I’m in London en route to Monaco for this weekend. The Royal Wedding will occur while we are in Monte Carlo, with a two hour fireworks show. Do I have a wedding invitation? Well, I assure you, I will indeed see the fireworks.
However, an article in The Times of London intrigued me today. The British Government has an official policy to promote a more-greener United Kingdom by authorizing the chopping down of an additional two million trees a year in English forests. The idea is that clearing denser woods out a little will encourage the growth of bluebells and entice back endangered bird species. After all the trees are chopped down, the government will then guarantee payments to people and businesses to burn the wood for heat, to save on electricity and gas usage, and reduce carbon, which the government says is reduced using burning wood compared to a utility even though burning wood emits smoke.
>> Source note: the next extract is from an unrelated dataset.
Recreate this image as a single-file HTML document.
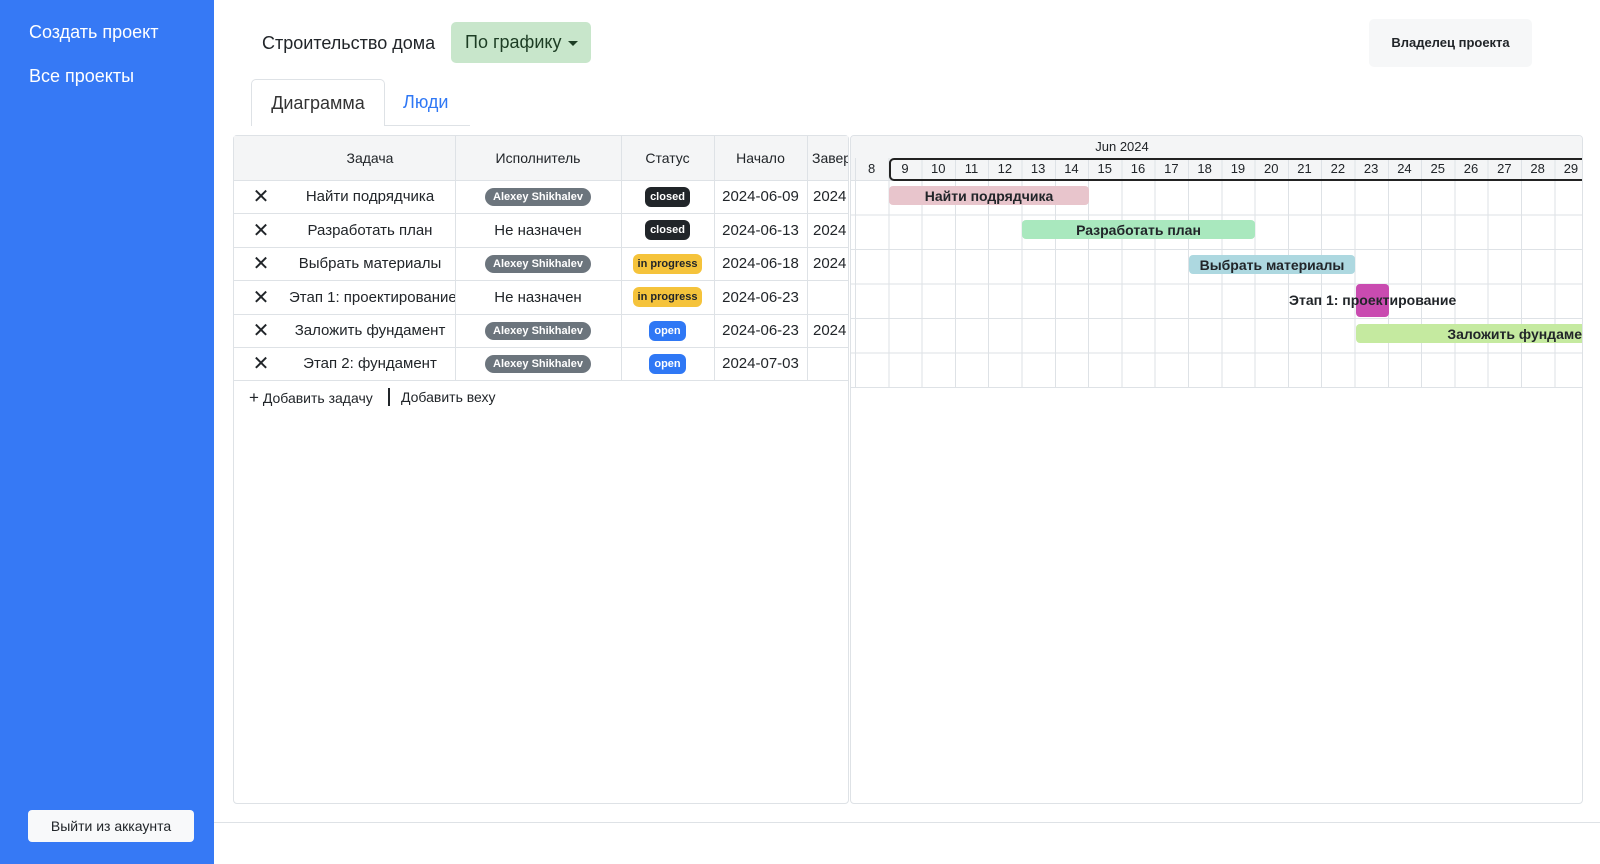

What a novel approach to reducing pollution. I still recall when California’s air resources board thought that the Boudin Sourdough Bread bakery in San Francisco needed to be fined because people had to put up with the smell of baking bread “pollution” at their kitchens. The California Pizza Kitchen I go to in Lake Forest is under some sort of mandate to stop using a small amount of wood to bake pizzas because of “pollution”, and is changing over to entirely gas stoves. But according to the Brits, that will create a bigger carbon pollution footprint than the wood does, and the pizzas won’t taste as good! Wood burning is banned in Santa Barbara hotels, where fireplaces are turned on by flipping a switch.
I say cut down the trees and burn them, it is good for the environment.